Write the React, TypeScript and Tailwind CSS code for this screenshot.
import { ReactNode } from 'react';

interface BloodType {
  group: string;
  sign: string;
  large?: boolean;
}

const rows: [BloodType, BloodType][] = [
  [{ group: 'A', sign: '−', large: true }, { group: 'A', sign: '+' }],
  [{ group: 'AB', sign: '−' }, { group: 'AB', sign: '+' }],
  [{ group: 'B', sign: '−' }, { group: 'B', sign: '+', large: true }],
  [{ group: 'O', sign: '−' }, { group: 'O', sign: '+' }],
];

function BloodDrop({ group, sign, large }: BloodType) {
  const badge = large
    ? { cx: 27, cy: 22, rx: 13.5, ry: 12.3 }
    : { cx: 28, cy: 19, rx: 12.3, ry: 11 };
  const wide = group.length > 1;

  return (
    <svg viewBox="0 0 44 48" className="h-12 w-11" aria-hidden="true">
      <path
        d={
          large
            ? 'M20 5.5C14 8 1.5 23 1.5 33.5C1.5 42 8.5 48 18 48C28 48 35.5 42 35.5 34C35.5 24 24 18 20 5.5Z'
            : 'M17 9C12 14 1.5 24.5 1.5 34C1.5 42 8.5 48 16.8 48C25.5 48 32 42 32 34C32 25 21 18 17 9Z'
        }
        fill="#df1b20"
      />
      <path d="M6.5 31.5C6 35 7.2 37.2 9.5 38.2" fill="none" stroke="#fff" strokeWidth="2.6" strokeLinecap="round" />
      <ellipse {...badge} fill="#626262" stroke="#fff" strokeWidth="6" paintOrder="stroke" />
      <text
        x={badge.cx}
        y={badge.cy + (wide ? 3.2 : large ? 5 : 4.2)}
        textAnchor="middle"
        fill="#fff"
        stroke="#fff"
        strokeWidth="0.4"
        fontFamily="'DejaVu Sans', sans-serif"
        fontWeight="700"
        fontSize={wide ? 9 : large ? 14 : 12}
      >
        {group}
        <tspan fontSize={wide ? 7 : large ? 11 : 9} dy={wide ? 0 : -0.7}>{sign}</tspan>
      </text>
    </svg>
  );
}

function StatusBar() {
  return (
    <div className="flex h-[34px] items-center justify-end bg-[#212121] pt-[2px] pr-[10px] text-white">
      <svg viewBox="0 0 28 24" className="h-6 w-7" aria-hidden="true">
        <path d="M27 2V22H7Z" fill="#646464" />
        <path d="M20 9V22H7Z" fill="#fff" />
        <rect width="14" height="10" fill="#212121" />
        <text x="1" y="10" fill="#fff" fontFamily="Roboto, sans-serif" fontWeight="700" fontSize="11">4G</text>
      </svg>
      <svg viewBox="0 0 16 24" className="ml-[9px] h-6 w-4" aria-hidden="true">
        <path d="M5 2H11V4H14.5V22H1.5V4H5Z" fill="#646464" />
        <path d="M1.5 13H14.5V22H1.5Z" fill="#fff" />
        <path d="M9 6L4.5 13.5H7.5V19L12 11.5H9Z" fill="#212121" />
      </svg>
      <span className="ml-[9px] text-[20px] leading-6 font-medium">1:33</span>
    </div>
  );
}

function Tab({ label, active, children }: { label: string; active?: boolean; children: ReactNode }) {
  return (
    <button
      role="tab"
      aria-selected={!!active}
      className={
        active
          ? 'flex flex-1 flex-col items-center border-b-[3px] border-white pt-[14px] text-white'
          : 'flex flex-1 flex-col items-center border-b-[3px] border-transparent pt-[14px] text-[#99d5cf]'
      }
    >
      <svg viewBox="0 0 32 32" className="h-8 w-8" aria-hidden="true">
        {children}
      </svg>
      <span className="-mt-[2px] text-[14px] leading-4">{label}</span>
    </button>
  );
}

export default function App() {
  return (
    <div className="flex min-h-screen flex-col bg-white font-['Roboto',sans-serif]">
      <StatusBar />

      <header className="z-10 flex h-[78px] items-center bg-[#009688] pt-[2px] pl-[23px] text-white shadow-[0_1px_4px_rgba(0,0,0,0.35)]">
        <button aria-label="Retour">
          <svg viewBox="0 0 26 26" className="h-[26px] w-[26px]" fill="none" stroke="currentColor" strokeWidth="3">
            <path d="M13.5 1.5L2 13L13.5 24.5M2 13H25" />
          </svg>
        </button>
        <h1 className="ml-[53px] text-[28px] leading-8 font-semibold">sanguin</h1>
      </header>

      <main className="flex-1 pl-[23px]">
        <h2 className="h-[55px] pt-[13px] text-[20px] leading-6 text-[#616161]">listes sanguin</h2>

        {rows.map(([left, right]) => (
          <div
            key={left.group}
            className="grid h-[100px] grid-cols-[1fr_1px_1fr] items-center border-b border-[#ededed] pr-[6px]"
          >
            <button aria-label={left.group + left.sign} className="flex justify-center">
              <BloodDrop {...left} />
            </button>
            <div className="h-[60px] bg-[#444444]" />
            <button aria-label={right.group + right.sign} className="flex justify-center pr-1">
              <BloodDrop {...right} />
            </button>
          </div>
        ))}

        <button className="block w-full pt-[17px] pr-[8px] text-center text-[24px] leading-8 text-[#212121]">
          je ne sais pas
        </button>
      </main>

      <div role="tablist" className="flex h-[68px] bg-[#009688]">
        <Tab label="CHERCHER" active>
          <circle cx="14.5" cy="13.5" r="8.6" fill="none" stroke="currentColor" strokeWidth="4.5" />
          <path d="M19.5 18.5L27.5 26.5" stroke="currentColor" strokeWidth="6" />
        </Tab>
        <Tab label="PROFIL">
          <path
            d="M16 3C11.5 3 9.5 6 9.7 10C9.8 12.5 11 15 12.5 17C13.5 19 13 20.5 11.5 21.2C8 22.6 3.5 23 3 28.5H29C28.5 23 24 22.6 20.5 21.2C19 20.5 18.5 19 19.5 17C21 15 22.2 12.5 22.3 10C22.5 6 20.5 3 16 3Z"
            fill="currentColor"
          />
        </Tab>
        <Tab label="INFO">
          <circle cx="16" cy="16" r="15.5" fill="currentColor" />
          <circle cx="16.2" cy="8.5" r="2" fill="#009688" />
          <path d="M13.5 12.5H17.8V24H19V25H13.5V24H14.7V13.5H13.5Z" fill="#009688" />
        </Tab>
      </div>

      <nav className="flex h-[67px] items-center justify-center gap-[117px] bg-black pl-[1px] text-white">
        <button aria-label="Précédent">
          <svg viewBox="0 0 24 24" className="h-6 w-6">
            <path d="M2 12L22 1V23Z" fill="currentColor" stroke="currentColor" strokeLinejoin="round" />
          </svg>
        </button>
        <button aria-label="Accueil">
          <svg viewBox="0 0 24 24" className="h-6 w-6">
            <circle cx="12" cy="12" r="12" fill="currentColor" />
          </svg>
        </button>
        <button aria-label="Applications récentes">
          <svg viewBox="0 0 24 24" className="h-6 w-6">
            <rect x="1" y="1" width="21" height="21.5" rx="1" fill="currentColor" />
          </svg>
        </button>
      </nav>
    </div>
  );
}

--------------------------------------------------

*WHAT THE TASK ASKS*: Set down each line of the material verbatim, from the first line through the line that contains "const wide = group.length > 1;".

*REPLY*:
Write the React, TypeScript and Tailwind CSS code for this screenshot.
import { ReactNode } from 'react';

interface BloodType {
  group: string;
  sign: string;
  large?: boolean;
}

const rows: [BloodType, BloodType][] = [
  [{ group: 'A', sign: '−', large: true }, { group: 'A', sign: '+' }],
  [{ group: 'AB', sign: '−' }, { group: 'AB', sign: '+' }],
  [{ group: 'B', sign: '−' }, { group: 'B', sign: '+', large: true }],
  [{ group: 'O', sign: '−' }, { group: 'O', sign: '+' }],
];

function BloodDrop({ group, sign, large }: BloodType) {
  const badge = large
    ? { cx: 27, cy: 22, rx: 13.5, ry: 12.3 }
    : { cx: 28, cy: 19, rx: 12.3, ry: 11 };
  const wide = group.length > 1;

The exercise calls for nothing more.